From: rhinoceros (rhinoceros@freemail.gr)
Date: Mon Apr 05 2004 - 18:58:23 MDT
[rhinoceros]
After giving a free lecture on economics and the European "stagnation" as opposed to the USA prosperity
[Kharin]
Hmm. What be the reason for the quote marks around stagnation? It doesn't seem an especially unreasonable description, given that Germany's economy grew at 0-0.2% in the fourth quarter of 2003, the French economy grew at 0.5%, while the US economy grew at 4.8% in the same period. Looking at figures for the third quarter of 2003, Holland grew by 0.1%, while Italy contracted by 0.1%.
[rhinoceros]
What is funny is that actually I had used more quotation marks intitially, which I deleted. The one pair I left had the effect which Kharin's all-seeing eye noticed. :P
Of course there has been stagnation and high unemployment in Europe in the last years. Many economists ascribe it to Europe's unwillingness to fully subscribe to the elusive concept of free market. (I call it elusive because free market does not really exist anywhere on this planet, probably because it would take huge amounts of state intervention to get those people running around crazily and forming joint ventures, trade unions, consumer unions, and other aggregations to fit the curves on the paper.) Another view is that USA's comparatively better growth record can be ascribed to their militant state-backed economic policy -- they stand firmly behind their big corporations, no matter if the corporations trade in Boeings or in bananas. This is something one can notice in Frist's press release.
[Kharin]
Well, I did note that those words were actually absent from Frist's speech, presumably because the US has been little better than Europe on that score. Steel and softwood tariffs spring to mind. If there had been a free market in this case, the EU would hardly have needed to take the action it did.
[rhinoceros]
Since what Frist is doing here is calling for American state intervention against European state intervention, there was not much room left for him to use the FM words. But it could be done! One of the paradoxes of the free market concept is that it is routinely being enforced by state intervention.

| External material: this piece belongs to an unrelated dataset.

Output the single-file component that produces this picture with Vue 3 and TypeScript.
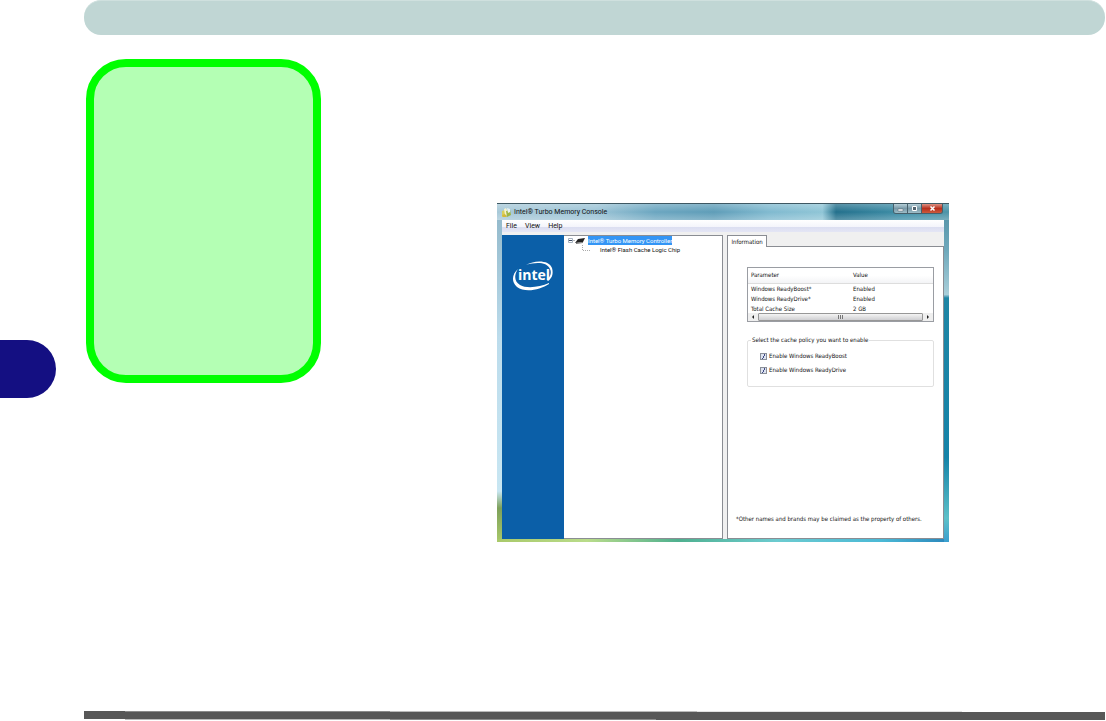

The patriotic tone of Frist's references to Microsoft and Innovation was (almost) amusing. I also noticed the (pinko?) reference to American workers. Should we suppose that Microsoft does not do outshoring?
[simul]
The term “free market” is politispeak for “a market which favors established players”
[Jonathan Davis]
No so fast Erik. http://en.wikipedia.org/wiki/Free_market
[simul]
So, some group of Internet idealists defines a term... Do you really think that's how it's used?
Hell no.
Currently “free trade” means deregulating tarriffs for corporations, while retaining import taxes for individuals.
<snip>
Free trade is the biggest buzzword bullshit ever served up to the mouths of the citizens of this world.
Anyone who thinks it's real is either uninformed, an idiot, or a self-serving mouthpiece or member of the ruling class.
[rhinoceros]
Erik, I often happen to agree with some of the things you say but at the same time I often flinch. Here are some thought, not exclusively addressed at you.
First, it is useful to keep in mind that the people who read what you write have very different outlooks of the world, different premises and different analytical tools. Some of them have arrived there after some study, thought and experience, and their mental coherence system tells them that their outlook is good enough. So, you (everyone) cannot get your point through by typing an one-line assertion, because that will only be understood by the ones who already share it to some degree. This is hardly productive.
It is true that you did elaborate a bit in your last post, but again, for example, even an insult will fall through if it is based on the concepts of class society and the ruling class, not to speak of the uninformed whom you didn't inform, the idiots on whom you gave up, and the self-serving mouthpieces at whom you just snickered. This is unproductive as well. (By the way, I do understand the concepts of class society, ruling class and the dominant ruling class ideology, but this is irrelevant.)
Second, I suggest you (everyone) take one more look at the Wikipedia entry on free market which Jonathan (with whom I almost always disagree) pointed out. Some of the Internet idealists who write those things in Wikipedia are university teachers. You will find that this particular entry is ballanced enough to allow for arguments against the viability of the concept of free market in an informed and technically valid ways. Your (everyone's) arguments will earn more respect if you can display some more or less solid knowledge of the jubject.
That said, politicians are not necessarily concerned with the pros, the cons, and the limitations of the concept of free market -- probably many of them have a very vague idea of what it is. They can always apply some of its terminology selectively either as an economic tool or as a propaganda tool.